SET EXERCISE: Work out how many lines of the listing hold "Tailwind", then state only that count.

AVAILABLE DATA:

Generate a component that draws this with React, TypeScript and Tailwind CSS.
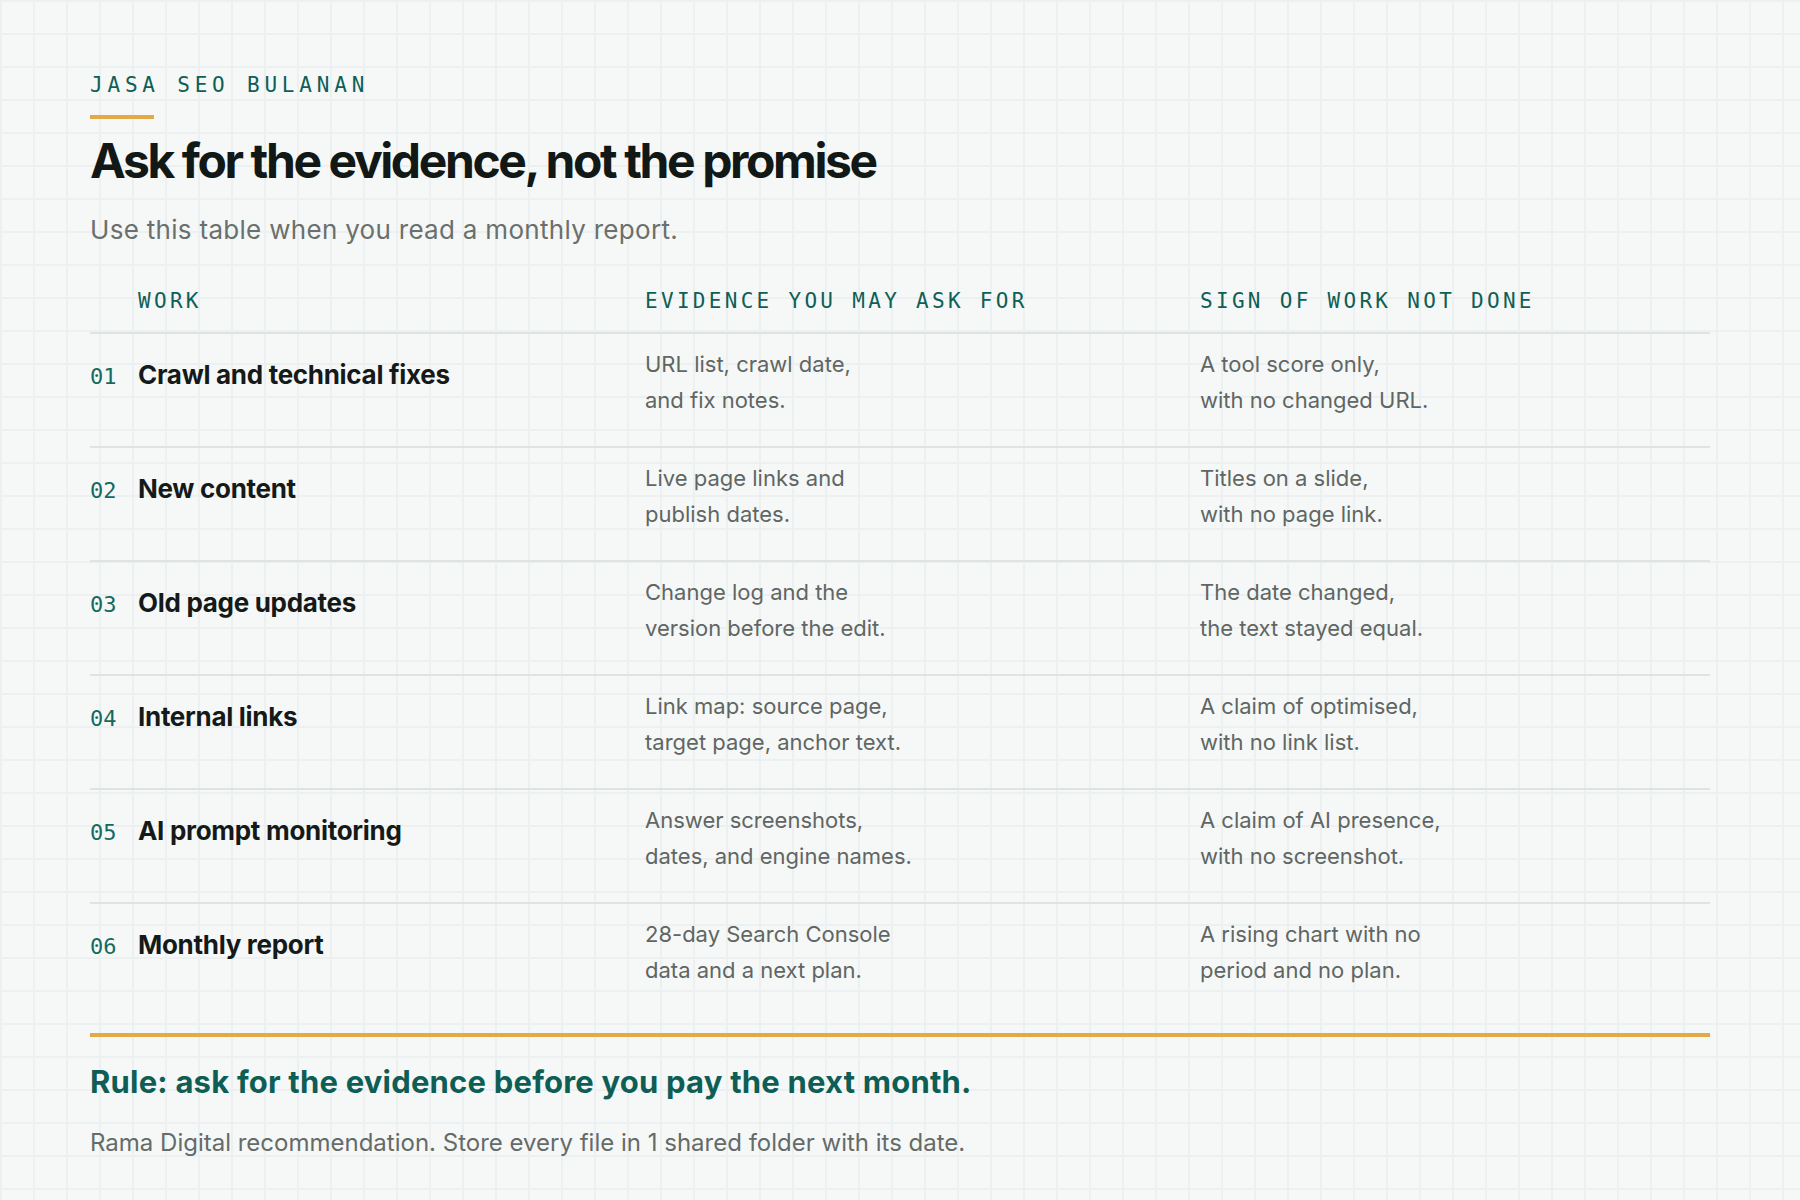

---

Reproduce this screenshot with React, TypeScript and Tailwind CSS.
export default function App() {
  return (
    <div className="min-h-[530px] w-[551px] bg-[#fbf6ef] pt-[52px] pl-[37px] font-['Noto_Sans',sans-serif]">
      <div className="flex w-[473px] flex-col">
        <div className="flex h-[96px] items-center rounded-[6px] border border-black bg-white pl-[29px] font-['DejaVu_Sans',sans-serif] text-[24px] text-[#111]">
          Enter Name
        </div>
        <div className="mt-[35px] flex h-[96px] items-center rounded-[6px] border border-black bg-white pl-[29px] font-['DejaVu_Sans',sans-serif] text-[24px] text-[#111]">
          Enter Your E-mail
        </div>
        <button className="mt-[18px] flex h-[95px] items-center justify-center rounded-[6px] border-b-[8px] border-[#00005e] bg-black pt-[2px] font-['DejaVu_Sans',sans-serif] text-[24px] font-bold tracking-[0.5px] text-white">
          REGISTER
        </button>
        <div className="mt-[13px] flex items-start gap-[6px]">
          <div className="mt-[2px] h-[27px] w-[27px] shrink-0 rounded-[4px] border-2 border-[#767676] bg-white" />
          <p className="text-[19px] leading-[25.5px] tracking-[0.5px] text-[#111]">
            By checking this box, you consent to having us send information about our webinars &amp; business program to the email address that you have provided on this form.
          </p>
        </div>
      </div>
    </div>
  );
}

RESPONSE FOR THIS EXERCISE: 2